Ce n'est qu'en 1953, deux ans avant sa mort, qu'il viendra constater les dégâts subis par la ville de son enfance. Il a affecté une part de ses droits d'auteur à la restauration de l'église Sainte-Marie. Une photo le montre devant la maison de ses grands-parents, Mengstrasse : la façade est encore debout, avec ses allégories de l'Abondance et de la Fuite du temps. Mais derrière, il n'y a plus rien. Écroulées, la salle des colonnes, la salle des paysages, la salle de billard.

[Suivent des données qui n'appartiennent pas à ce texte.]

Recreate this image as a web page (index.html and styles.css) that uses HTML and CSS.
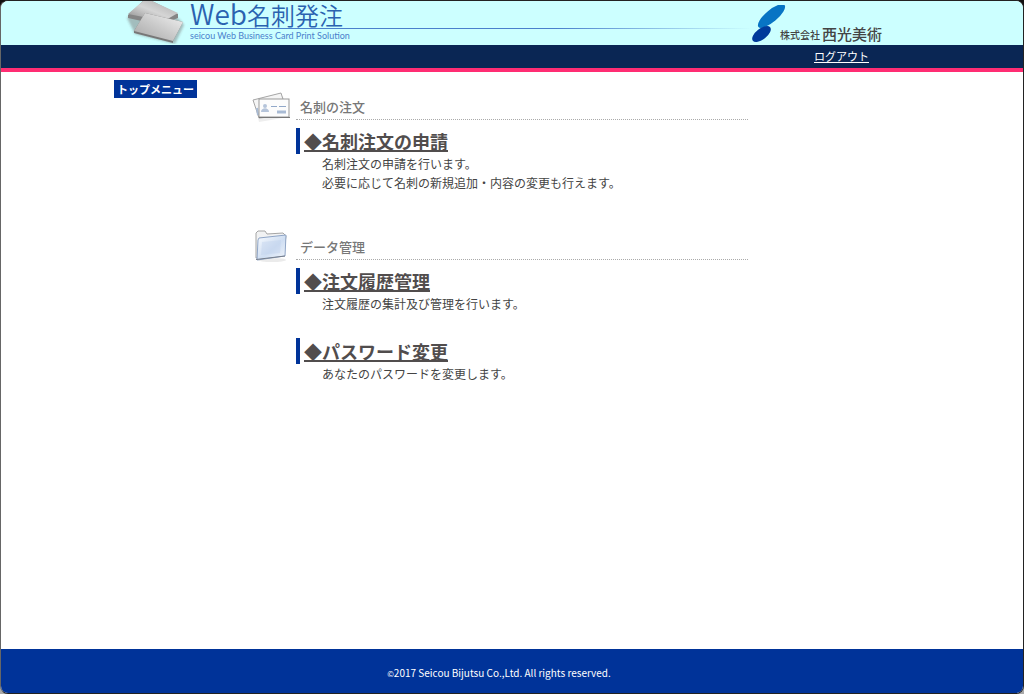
FILE: index.html
```html
<!DOCTYPE html>
<html lang="ja">
<head>
<meta charset="utf-8">
<meta name="viewport" content="width=device-width, initial-scale=1">
<title>Web名刺発注</title>
<link rel="stylesheet" href="styles.css">
</head>
<body>
<div class="window">
  <header class="header">
    <div class="container brand">
      <svg class="brand-cards" viewBox="0 0 62 43" aria-hidden="true">
        <defs>
          <linearGradient id="cardBack" x1="0" y1="1" x2="1" y2="0"><stop offset="0" stop-color="#888"/><stop offset=".5" stop-color="#d5d5d5"/><stop offset="1" stop-color="#aaa"/></linearGradient>
          <linearGradient id="cardFront" x1="0" y1="1" x2="1" y2="0"><stop offset="0" stop-color="#a5a5a5"/><stop offset=".5" stop-color="#cacaca"/><stop offset="1" stop-color="#f3f3f3"/></linearGradient>
          <filter id="soft"><feGaussianBlur stdDeviation="1"/></filter>
        </defs>
        <path d="M3 17 20 3 55 18 60 24 51 43 11 33Z" fill="#544" fill-opacity=".35" filter="url(#soft)"/>
        <path d="M4 14 19 0H28L54 13V17L36 24 4 17Z" fill="#858585"/>
        <path d="M4 13 19 0H28L54 12 40 20Z" fill="url(#cardBack)"/>
        <path d="M10 30 21 12 59 21 49 40V42L10 32Z" fill="#777"/>
        <path d="M10 30 21 12 59 21 49 40Z" fill="url(#cardFront)"/>
      </svg>
      <div class="brand-text">
        <h1 class="brand-title"><span class="brand-latin">Web</span>名刺発注</h1>
        <div class="brand-rule"></div>
        <p class="brand-sub">seicou Web Business Card Print Solution</p>
      </div>
      <div class="company">
        <svg class="company-mark" viewBox="0 0 34 38" aria-hidden="true">
          <ellipse cx="19.500" cy="11" rx="17" ry="6" transform="rotate(-40 19.500 11)" fill="#0874c4"/>
          <ellipse cx="9.500" cy="29" rx="11" ry="5.500" transform="rotate(-38 9.500 29)" fill="#003a9b"/>
        </svg>
        <span class="company-kind">株式会社</span><span class="company-name">西光美術</span>
      </div>
    </div>
  </header>
  <nav class="navbar">
    <div class="container nav-inner"><a class="logout" href="#">ログアウト</a></div>
  </nav>
  <div class="container content">
    <aside class="side"><span class="side-title">トップメニュー</span></aside>
    <main class="main">
      <section class="section">
        <div class="section-head">
          <svg class="section-icon" viewBox="-2 -8 40 48" aria-hidden="true">
            <path d="M3 16 31 8 36 29 7 34Z" fill="#ddd" opacity=".5"/>
            <path d="M1 12 29 5 36 27 7 30Z" fill="#f5f5f5" stroke="#a5a5a5"/>
            <path d="m5 20 1 7" stroke="#a9bbd4" stroke-width="2"/>
            <rect x="7" y="11" width="30" height="18" fill="#fcfcfc" stroke="#999"/>
            <path d="M7 29.500H38" stroke="#777"/>
            <circle cx="13" cy="18" r="2" fill="#b5c4da"/><path d="M9 24c0-5 8-5 8 0Z" fill="#b5c4da"/>
            <path d="M19 18.500h6M27 18.500h7" stroke="#91a8c9"/><path d="M25 24h9" stroke="#a9bbd4" stroke-width="3"/>
          </svg>
          <h2 class="section-title">名刺の注文</h2>
        </div>
        <div class="item">
          <h3 class="item-title"><a class="item-link" href="#">◆名刺注文の申請</a></h3>
          <p class="item-text">名刺注文の申請を行います。<br>必要に応じて名刺の新規追加・内容の変更も行えます。</p>
        </div>
      </section>
      <section class="section">
        <div class="section-head">
          <svg class="section-icon" viewBox="-2 -8 40 48" aria-hidden="true">
            <defs>
              <linearGradient id="folder" x1="0" y1="0" x2="1" y2="1"><stop offset="0" stop-color="#f8fbff"/><stop offset=".55" stop-color="#cfdef2"/><stop offset="1" stop-color="#f2f6fc"/></linearGradient>
            </defs>
            <ellipse cx="20" cy="32" rx="14" ry="2" fill="#ddd" opacity=".6"/>
            <path d="M4 30V5L6 3H13L15 6 31 5 34 8 31 28Z" fill="#f1f2f3" stroke="#a5a5a5"/>
            <path d="M5 32 6 12 7 10 34 7 33 28Z" fill="url(#folder)" stroke="#8fa5c6"/>
            <path d="M9 27 10 14 29 12 28 25Z" fill="#bdd0ec" opacity=".4"/>
            <path d="M4 31.500 33 28" stroke="#777f8c" fill="none"/>
          </svg>
          <h2 class="section-title">データ管理</h2>
        </div>
        <div class="item">
          <h3 class="item-title"><a class="item-link" href="#">◆注文履歴管理</a></h3>
          <p class="item-text">注文履歴の集計及び管理を行います。</p>
        </div>
        <div class="item">
          <h3 class="item-title"><a class="item-link" href="#">◆パスワード変更</a></h3>
          <p class="item-text">あなたのパスワードを変更します。</p>
        </div>
      </section>
    </main>
  </div>
  <footer class="footer"><small class="copyright"><span class="copy-mark">©</span>2017 Seicou Bijutsu Co.,Ltd. All rights reserved.</small></footer>
</div>
</body>
</html>
```
FILE: styles.css
```css
* { box-sizing: border-box; }

body {
  margin: 0;
  background: linear-gradient(#111 50%, #aaa 50%);
  color: #444;
  font-family: "Noto Sans CJK JP", sans-serif;
  font-size: 12px;
  line-height: 19px;
}

h1, h2, h3, p { margin: 0; }

.window {
  display: flex;
  flex-direction: column;
  min-height: 100vh;
  border: 1px solid #222;
  border-left-color: #666;
  border-radius: 8px;
  overflow: hidden;
  background: #fff;
}

.container {
  width: 100%;
  max-width: 770px;
  margin: 0 auto;
}

.header, .navbar, .footer { padding-right: 26px; }

.header {
  height: 44px;
  background: #cff;
}

.brand {
  display: flex;
  height: 100%;
}

.brand-cards {
  flex: none;
  width: 62px;
  height: 43px;
  margin-left: 10px;
}

.brand-text {
  flex: 1;
  padding-left: 4px;
}

.brand-title {
  color: #2a62b0;
  font-size: 24px;
  font-weight: 350;
  line-height: 27px;
  white-space: nowrap;
}

.brand-latin {
  font-size: 28px;
  line-height: 24px;
}

.brand-rule {
  height: 1px;
  background: linear-gradient(90deg, #4a80cc 65%, #cff);
}

.brand-sub {
  color: #4a80cc;
  font-family: Lato, sans-serif;
  font-size: 9px;
  line-height: 13px;
}

.company {
  display: flex;
  align-items: flex-end;
  padding: 0 2px 1px 0;
  color: #444;
  font-weight: 500;
  white-space: nowrap;
}

.company-mark {
  width: 34px;
  height: 38px;
  margin: 0 -6px 1px 0;
}

.company-kind {
  font-size: 10px;
  line-height: 19px;
}

.company-name {
  margin-left: 2px;
  font-size: 15px;
  line-height: 20px;
}

.navbar {
  border-bottom: 4px solid #ff2d73;
  background: #0a2654;
}

.nav-inner {
  display: flex;
  justify-content: flex-end;
  padding: 2px 15px 2px 0;
}

.logout {
  color: #fff;
  font-size: 11px;
}

.content {
  display: flex;
  flex: 1;
  max-width: 796px;
  padding: 8px 26px 0 0;
}

.side {
  width: 136px;
  flex: none;
}

.side-title {
  display: inline-block;
  padding: 0 3px;
  background: #039;
  color: #fff;
  font-size: 11px;
  font-weight: 700;
  line-height: 18px;
  vertical-align: top;
}

.main {
  flex: 1;
  max-width: 498px;
}

.section { padding-bottom: 11px; }

.section-head {
  display: flex;
  align-items: flex-end;
  height: 40px;
}

.section-icon {
  flex: none;
  align-self: flex-start;
  width: 40px;
  height: 48px;
  margin-right: 6px;
}

.section-title {
  flex: 1;
  padding: 0 4px 3px;
  border-bottom: 1px dotted #aaa;
  color: #777;
  font-size: 13px;
  font-weight: 500;
}

.item { padding: 8px 0 17px 46px; }

.item-title {
  padding-left: 4px;
  border-left: 4px solid #039;
  font-size: 18px;
  line-height: 26px;
}

.item-link {
  color: #514d4d;
  text-decoration-thickness: 2px;
}

.item-text { padding-left: 26px; }

.footer {
  padding-top: 14px;
  padding-bottom: 10px;
  background: #039;
  color: #fff;
  text-align: center;
}

.copyright {
  display: block;
  font-size: 10px;
}

.copy-mark { font-size: 8px; }
```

Aujourd'hui, la demeure de la Mengstrasse, une construction moderne cachée par l'ancien pignon, est occupée par une banque. Elle porte, non pas le nom de "Maison Mann", mais celui de "Maison Buddenbrook" ; ainsi, le roman est devenu plus vrai que la réalité. Un peu partout, les vieilles bâtisses ont été plus ou moins bien reconstituées. Les secteurs qui avaient échappé au carnage ont été nettoyés. Les grands voiliers - des goélettes de plaisance, désormais - sont revenus s'amarrer aux quais de la Trave. La ville aux sept clochers a retrouvé une bonne part de sa séduction. Longtemps brimée par la proximité immédiate du rideau de fer, son économie semble repartir. Avec sa banlieue, Lübeck frôle les deux cent cinquante mille habitants, dont une petite minorité vit encore dans l'île historique.

Un regret, quand même : aucune rue, aucune place du centre de la cité ne porte le nom de Thomas. Le libraire voisin de la place du Marché avoue que les jeunes ne lisent plus tellement ses œuvres, sauf obligation scolaire. Sa famille ? Il ne subsiste plus, en ville, que de lointains cousins. Mine de rien, Lübeck essaie d'oublier cette encombrante famille Mann, si follement douée - quatre écrivains majeurs, en deux générations, - mais hantée par l'inceste, l'homosexualité et le suicide.
Lübeck préfère se souvenir de la Hanse.